Pompous twits

Monday, 10th March 2008

Tucker Carlson, who had a go at the journalist who got those choice quotes from Samantha Power, has just had his show axed. Good - he comes across to me as a right little twerp.

It is indeed true that there are different conventions in the US and UK over the use of 'off the record'. Here's how a friend of mine put it to me yesterday:

In the US, interviewees can ask that a particular quote can be off the record. If the journalist really wants to use the quote, he is supposed to go back and ask the interviewee if it is OK to use it. If they say “no” then it is supposed to be left out.

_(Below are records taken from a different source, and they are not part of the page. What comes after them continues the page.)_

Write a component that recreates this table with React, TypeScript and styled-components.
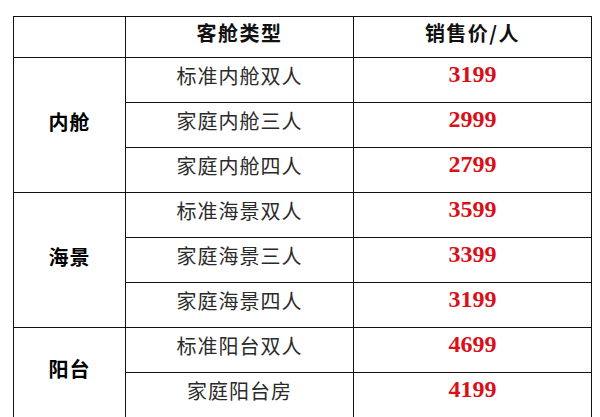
import styled, { createGlobalStyle } from 'styled-components';

const GlobalStyle = createGlobalStyle`
  html, body {
    margin: 0;
    padding: 0;
    background: #fff;
  }
  body {
    font-family: "Noto Sans CJK SC", "Liberation Sans", sans-serif;
  }
`;

interface Cabin {
  name: string;
  price: number;
}

interface Group {
  label: string;
  cabins: Cabin[];
}

const groups: Group[] = [
  {
    label: '内舱',
    cabins: [
      { name: '标准内舱双人', price: 3199 },
      { name: '家庭内舱三人', price: 2999 },
      { name: '家庭内舱四人', price: 2799 },
    ],
  },
  {
    label: '海景',
    cabins: [
      { name: '标准海景双人', price: 3599 },
      { name: '家庭海景三人', price: 3399 },
      { name: '家庭海景四人', price: 3199 },
    ],
  },
  {
    label: '阳台',
    cabins: [
      { name: '标准阳台双人', price: 4699 },
      { name: '家庭阳台房', price: 4199 },
    ],
  },
];

const Page = styled.div`
  padding: 16px 0 0 13px;
  height: 417px;
  box-sizing: border-box;
  overflow: hidden;
`;

const PriceTable = styled.table`
  border-collapse: collapse;
  table-layout: fixed;
  width: 575px;
  color: #111;
`;

const HeadRow = styled.tr`
  height: 41px;
`;

const HeadCell = styled.th<{ $width: number }>`
  width: ${(p) => p.$width}px;
  padding: 3px 0 0;
  border: 1px solid #111;
  vertical-align: top;
  font-size: 20px;
  font-weight: 700;
  letter-spacing: 1.5px;
  line-height: 26px;
`;

const Row = styled.tr`
  height: 45px;
`;

const GroupCell = styled.td`
  border: 1px solid #111;
  padding: 0 0 8px;
  text-align: center;
  vertical-align: middle;
  font-size: 20px;
  font-weight: 700;
  letter-spacing: 1px;
  color: #000;
`;

const NameCell = styled.td`
  border: 1px solid #111;
  padding: 5px 0 0;
  text-align: center;
  vertical-align: top;
  font-size: 20px;
  line-height: 26px;
  letter-spacing: 1px;
  color: #2a2a2a;
`;

const PriceCell = styled.td`
  border: 1px solid #111;
  padding: 2px 0 0;
  text-align: center;
  vertical-align: top;
  font-family: "Liberation Serif", "Times New Roman", serif;
  font-size: 24px;
  font-weight: 700;
  line-height: 28px;
  color: #d90f1a;
`;

const App = () => {
  return (
    <Page>
      <GlobalStyle />
      <PriceTable>
        <thead>
          <HeadRow>
            <HeadCell $width={111} />
            <HeadCell $width={227}>客舱类型</HeadCell>
            <HeadCell $width={237}>销售价/人</HeadCell>
          </HeadRow>
        </thead>
        <tbody>
          {groups.map((group) =>
            group.cabins.map((cabin, i) => (
              <Row key={cabin.name}>
                {i === 0 && <GroupCell rowSpan={group.cabins.length}>{group.label}</GroupCell>}
                <NameCell>{cabin.name}</NameCell>
                <PriceCell>{cabin.price}</PriceCell>
              </Row>
            ))
          )}
        </tbody>
      </PriceTable>
    </Page>
  );
};

export default App;
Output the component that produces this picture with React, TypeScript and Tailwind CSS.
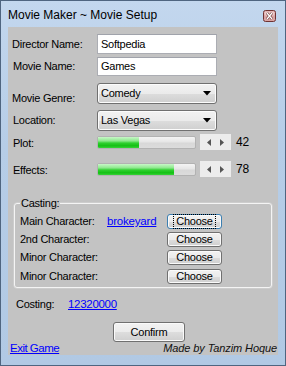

That said -- there are some shades of gray in this case. You are supposed to say “I am going off the record here – please do not quote this” BEFORE you say something, not after. Samantha Power must be very naïve or very arrogant to have thought she could take back the “monster” quote.

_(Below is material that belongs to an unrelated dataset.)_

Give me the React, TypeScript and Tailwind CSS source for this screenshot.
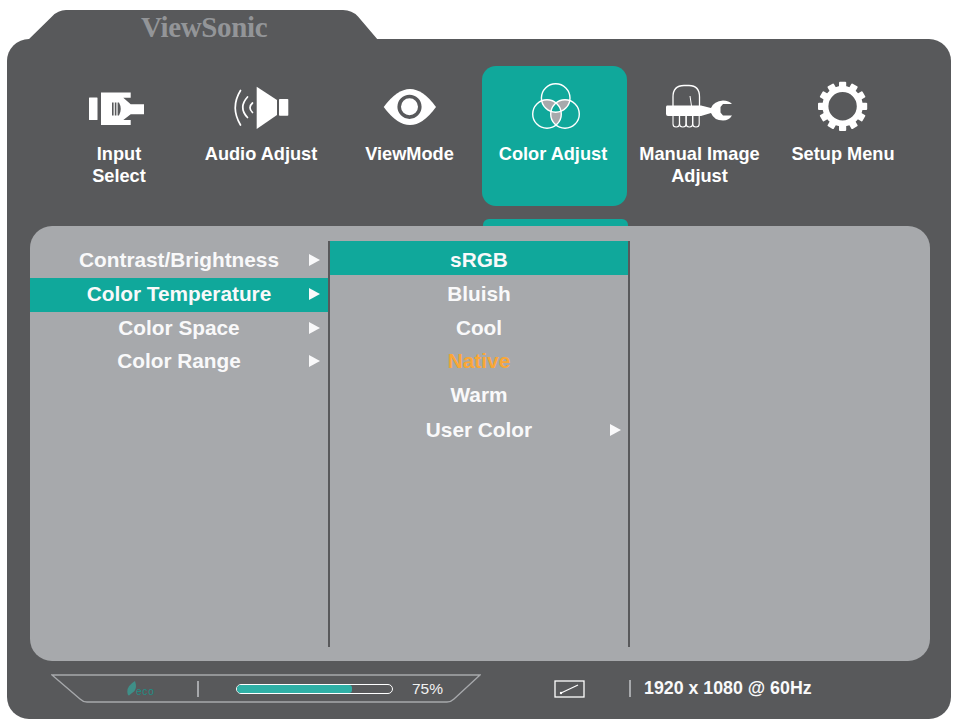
import React from "react";

const Arrow = () => (
  <svg width="11" height="12" viewBox="0 0 11 12" className="block">
    <path d="M0 0 L11 6 L0 12 Z" fill="#f9f9fa" />
  </svg>
);

const Ico = ({ cx, children }: { cx: number; children: React.ReactNode }) => (
  <svg width="90" height="60" viewBox={`${cx - 45} 80 90 60`} className="mx-auto mt-[14px] block">
    {children}
  </svg>
);

const InputIcon = () => (
  <Ico cx={119}>
    <rect x="89" y="97.5" width="8.5" height="22.5" rx="0.5" fill="#fff" />
    <path d="M101 92.5 H130.7 V97.7 H123.3 L130.7 104.3 H144 V114.3 H130.7 L123.3 120 H130.7 V125 H101 Z" fill="#fff" />
    <path d="M112 102.5 H113.6 V115.5 H112 Z M114.8 102.5 H116.4 V115.5 H114.8 Z M117.6 102.5 H119 Q122.5 109 119 115.5 H117.6 Z" fill="#58595b" />
  </Ico>
);

const AudioIcon = () => (
  <Ico cx={261}>
    <path d="M256.7 86.7 L277 100 V115 L256.7 129 Z" fill="#fff" />
    <rect x="279" y="99" width="9.3" height="16.7" rx="0.8" fill="#fff" />
    <g fill="none" stroke="#fff" strokeWidth="1.7" strokeLinecap="round">
      <path d="M240.5 90.5 Q230 107.5 240.5 125" />
      <path d="M247.5 97 Q238 107.5 247.5 117.5" />
      <path d="M252.5 103 Q247.5 107.5 252.5 112.5" />
    </g>
  </Ico>
);

const EyeIcon = () => (
  <Ico cx={409}>
    <path d="M382.7 107 Q396 89 409 89 Q422 89 435 107 Q422 125 409 125 Q396 125 382.7 107 Z" fill="#fff" />
    <circle cx="408.5" cy="106.8" r="10.3" fill="#fff" stroke="#58595b" strokeWidth="3.6" />
  </Ico>
);

const ColorIcon = () => (
  <Ico cx={553}>
    <defs>
      <clipPath id="ct"><circle cx="553.7" cy="98" r="14.3" /></clipPath>
      <clipPath id="cl"><circle cx="545" cy="114" r="14.3" /></clipPath>
    </defs>
    <g clipPath="url(#ct)">
      <circle cx="545" cy="114" r="14.3" fill="#a7a9ac" />
      <circle cx="563" cy="114" r="14.3" fill="#a7a9ac" />
    </g>
    <g clipPath="url(#cl)">
      <circle cx="563" cy="114" r="14.3" fill="#a7a9ac" />
    </g>
    <g clipPath="url(#ct)">
      <g clipPath="url(#cl)">
        <circle cx="563" cy="114" r="14.3" fill="#10a89b" />
      </g>
    </g>
    <g fill="none" stroke="#fff" strokeWidth="1.4">
      <circle cx="553.7" cy="98" r="14.3" />
      <circle cx="545" cy="114" r="14.3" />
      <circle cx="563" cy="114" r="14.3" />
    </g>
  </Ico>
);

const WrenchIcon = () => (
  <Ico cx={699}>
    <path d="M672 106 V97 Q672 85.5 683 85.5 H688 Q698.5 85.5 698.5 97 V107" fill="none" stroke="#fff" strokeWidth="1.3" />
    <path d="M689 96 L690.5 106" fill="none" stroke="#fff" strokeWidth="1" />
    <path d="M666 105.5 H700 L710 108 Q713 101 722 100.5 Q728 100.5 731 104 H722 L719.5 107 V112.5 L722 115.5 H731 Q728 120.5 722 120.5 Q713 120.5 710 113 L700 116 H667 Q665 116 665 114 V107.5 Q665 105.5 666 105.5 Z" fill="#fff" />
    <g fill="none" stroke="#fff" strokeWidth="1.1">
      <rect x="672" y="113" width="6.4" height="14" rx="3" />
      <rect x="678.6" y="113" width="6.4" height="14" rx="3" />
      <rect x="685.2" y="113" width="6.4" height="14" rx="3" />
      <rect x="691.8" y="113" width="6.4" height="14" rx="3" />
    </g>
  </Ico>
);

const GearIcon = () => (
  <Ico cx={843}>
    <circle cx="842.6" cy="106.3" r="17.2" fill="none" stroke="#fff" strokeWidth="6" />
    {Array.from({ length: 12 }).map((_, i) => (
      <rect
        key={i}
        x="839"
        y="81.7"
        width="7.2"
        height="8"
        rx="1"
        fill="#fff"
        transform={`rotate(${i * 30} 842.6 106.3)`}
      />
    ))}
  </Ico>
);

const leftRows = [
  { t: "Contrast/Brightness", h: "h-[35px]" },
  { t: "Color Temperature", h: "h-[34px] bg-[#10a89b]" },
  { t: "Color Space", h: "h-[33px]" },
  { t: "Color Range", h: "h-[33px]" },
];

const rightRows = [
  { t: "Bluish", c: "text-[#f9f9fa]", a: false },
  { t: "Cool", c: "text-[#f9f9fa]", a: false },
  { t: "Native", c: "text-[#f9a737]", a: false },
  { t: "Warm", c: "text-[#f9f9fa]", a: false },
  { t: "User Color", c: "text-[#f9f9fa] mt-[2px]", a: true },
];

export default function App() {
  return (
    <div className="w-[954px] h-[720px] bg-white pt-[10px] pl-[7px] font-['Liberation_Sans',Arial,sans-serif] overflow-hidden">
      {/* tab */}
      <div className="relative h-[29px] w-[378px] pl-[134px] pt-[3px]">
        <svg width="378" height="31" viewBox="7 9.5 378 31" className="absolute left-0 top-0">
          <path d="M27 40.5 L52 16 Q58 9.5 66 9.5 H343 Q352 9.5 358 16 L378 39.5 V40.5 Z" fill="#58595b" />
        </svg>
        <div className="relative font-['Liberation_Serif','Times_New_Roman',serif] font-bold text-[29px] leading-[28px] text-[#939598] tracking-[-0.35px]">
          ViewSonic
        </div>
      </div>

      {/* body */}
      <div className="w-[944px] h-[680px] bg-[#58595b] rounded-[22px] pt-[27px] relative">
        <div className="flex h-[140px] pl-[41px] text-white font-bold text-[18.2px] leading-[22px] text-center">
          <div className="w-[142px]">
            <InputIcon />
            <div className="mt-[3px]">Input<br />Select</div>
          </div>
          <div className="w-[142px]">
            <AudioIcon />
            <div className="mt-[3px]">Audio Adjust</div>
          </div>
          <div className="w-[145px] ml-[5px]">
            <EyeIcon />
            <div className="mt-[3px]">ViewMode</div>
          </div>
          <div className="w-[145px] rounded-[14px] bg-[#10a89b]">
            <ColorIcon />
            <div className="mt-[3px] pr-[3px]">Color Adjust</div>
          </div>
          <div className="w-[145px]">
            <WrenchIcon />
            <div className="mt-[3px]">Manual Image<br />Adjust</div>
          </div>
          <div className="w-[142px]">
            <GearIcon />
            <div className="mt-[3px]">Setup Menu</div>
          </div>
        </div>

        <div className="mt-[13px] ml-[476px] w-[145px] h-[7px] bg-[#10a89b] rounded-t-[6px]" />

        {/* panel */}
        <div className="ml-[23px] w-[900px] h-[435px] bg-[#a7a9ac] rounded-[22px] pt-[15px] flex overflow-hidden font-bold text-[20.8px] text-[#f9f9fa]">
          <div className="w-[298px] pt-[2px]">
            {leftRows.map((r) => (
              <div key={r.t} className={`grid grid-cols-[1fr_auto_1fr] items-center pb-[2px] ${r.h}`}>
                <span />
                <span>{r.t}</span>
                <span className="justify-self-end pr-[8px]"><Arrow /></span>
              </div>
            ))}
          </div>
          <div className="w-[302px] h-[406px] border-x-2 border-[#58595b]">
            <div className="h-[34px] pt-[3px] bg-[#10a89b] text-center leading-[31px]">sRGB</div>
            <div className="mt-[2px]">
              {rightRows.map((r) => (
                <div key={r.t} className={`grid grid-cols-[1fr_auto_1fr] items-center h-[33.5px] ${r.c}`}>
                  <span />
                  <span>{r.t}</span>
                  <span className="justify-self-end pr-[7px]">{r.a && <Arrow />}</span>
                </div>
              ))}
            </div>
          </div>
        </div>

        {/* status */}
        <div className="mt-[14px] flex items-center h-[27px] ml-[45px] text-white">
          <div className="relative w-[428px] h-[27px] flex items-center">
            <svg width="430" height="29" viewBox="0 0 430 29" className="absolute -left-px -top-px">
              <path
                d="M1 1 H429 L403 25 Q400 28 396 28 H36 Q32 28 29 25 Z"
                fill="none"
                stroke="#a7a9ac"
                strokeWidth="1.3"
              />
            </svg>
            <div className="relative ml-[75px] w-[27px] h-[15px] flex items-end">
              <svg width="9" height="15" viewBox="0 0 9 15" className="block shrink-0">
                <path d="M1 14 Q-2 6 8 0 Q11 9 5 12 L2 14.5 Z" fill="#3f8f88" />
              </svg>
              <span className="text-[#1f8f86] text-[10px] leading-[8px] font-normal tracking-[0.8px]">eco</span>
            </div>
            <div className="relative ml-[43px] w-[2px] h-[16px] bg-[#a7a9ac]" />
            <div className="relative ml-[37px] w-[157px] h-[10px] rounded-full border border-white overflow-hidden">
              <div className="h-full w-[74%] bg-[#2fb0a6] rounded-r-[3px]" />
            </div>
            <div className="relative ml-[19px] text-[15.5px] font-normal text-[#f1f2f2]">75%</div>
          </div>
          <svg width="31" height="18" viewBox="0 0 31 18" className="ml-[74px] block">
            <rect x="1" y="1" width="29" height="16" fill="none" stroke="#fff" strokeWidth="1.3" />
            <path d="M7 13 L24 5" stroke="#fff" strokeWidth="1.2" />
            <circle cx="7" cy="13" r="1.2" fill="#fff" />
          </svg>
          <div className="ml-[44px] w-[2px] h-[17px] bg-[#a7a9ac]" />
          <div className="ml-[13px] text-[17.8px] font-bold text-[#f9f9fa]">1920 x 1080 @ 60Hz</div>
        </div>
      </div>
    </div>
  );
}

Exactly. Gerri Peev behaved completely properly. For Carlson, of all people, to have a go at her for journalistic standards is very, very rich. Here's what the Huffington Post reveals:
But this seems to be a bit of sore spot for Tucker. In a 1997 column, Howard Kurtz wrote about a dust-up over an article Tucker Carlson had written in The New Republic, in which he slammed Grover Norquist as a "cash-addled, morally malleable lobbyist" for his dealings in the Seychelles islands -- but failed to mention that his father, as U.S. ambassador to the Seychelles, had butted heads with Norquist over those dealings.

At the time, Tucker Carlson told Kurtz that there had been no need for him to run a "disclaimer" because "I didn't talk to my dad about the piece."”

I have my own interest in such quotes and the issue of what is and is not on the record.
A few years ago, my biography of David Blunkett got a fair bit of coverage because I extracted some quotes from him about his fellow Cabinet ministers. I took the precaution not only of recording the interviews but, because I was so gob-smacked by his frankness, of reminding him repeatedly that he was on the record. I was, if anything, too fair to him - he was a big boy well versed in the media and didn't need protecting from himself. But I was so startled I thought I should be ultra-cautious.

At no point did he ask for me to ignore the quotes. And to give him his due, when the book was published, he did not deny saying anything I had reported him as saying to me about his fellow ministers. Given that I had (have) them all on tape, and he knew that, he could hardly have done so.

That wasn't the end of the story, however. In the book, I revealed his view of Lord Stevens. As I put it:

Blunkett considered Stevens to be a weak commissioner, lacking in judgment. He could talk a good game but was rarely able to deliver
I cited David Blunkett’s response to Sir John’s behaviour over the incident when, in June 2003, Aaron Barschak (the so-called “comedy terrorist”) made it past the police’s supposed watertight security into a party at Windsor Castle. Sir John promised root-and-branch reform and strong disciplinary action. And yet 11 months later there was a similar breach.
Clearly, Stevens had failed to do what he had promised. Blunkett called the commissioner, pointing out that both their jobs were on the line . . . Blunkett was not impressed with Stevens’s response: more bluster, as he told his colleagues, and more empty promises.
I then wrote that Blunkett had told one of his advisers:
That man [Stevens] needs to start feeling the pressure he is under.
Blunkett had been even angrier when, in February 2003, he discovered that tanks had been placed around the perimeter of Heathrow. I quoted his description to me of the police’s decision:
It was male, macho, silly laddism. Boy’s Own comic stuff. They couldn’t help themselves.
Lord Stevens' autobiography revealed, however, that Mr Blunkett had written to him on the day that my book was serialised:
[A]long came a two-page letter from Blunkett himself . . . apologising for all the rude remarks about me, and alleging that he had never made them. Indeed, he claimed that he had hardly spoken to Stephen Pollard, and believed, on the contrary, that I had been a splendid commissioner.
He must have forgotten the six hours of on-the-record interviews, not to mention the days I spent with him, shadowing him at the Home Office and Labour Party conference.

Despite his famed memory, it seems that Mr Blunkett's deserts him sometimes. Curiously, however, this only appears to happen at convenient times. When the news broke of the speeded-up visa for his own son’s nanny, he claimed to have no recollection of having raised the matter with his private office. And he lost any memory of having spoken to me for my biography.

I realise that this isn't quite about the idea of what is and isn't 'on the record'. But it is about what should and should not be reported. And in that context, Ms Peev deserves congratulations on an interview well done. And Tucker Carlson deserves to be treated as a pompous twit.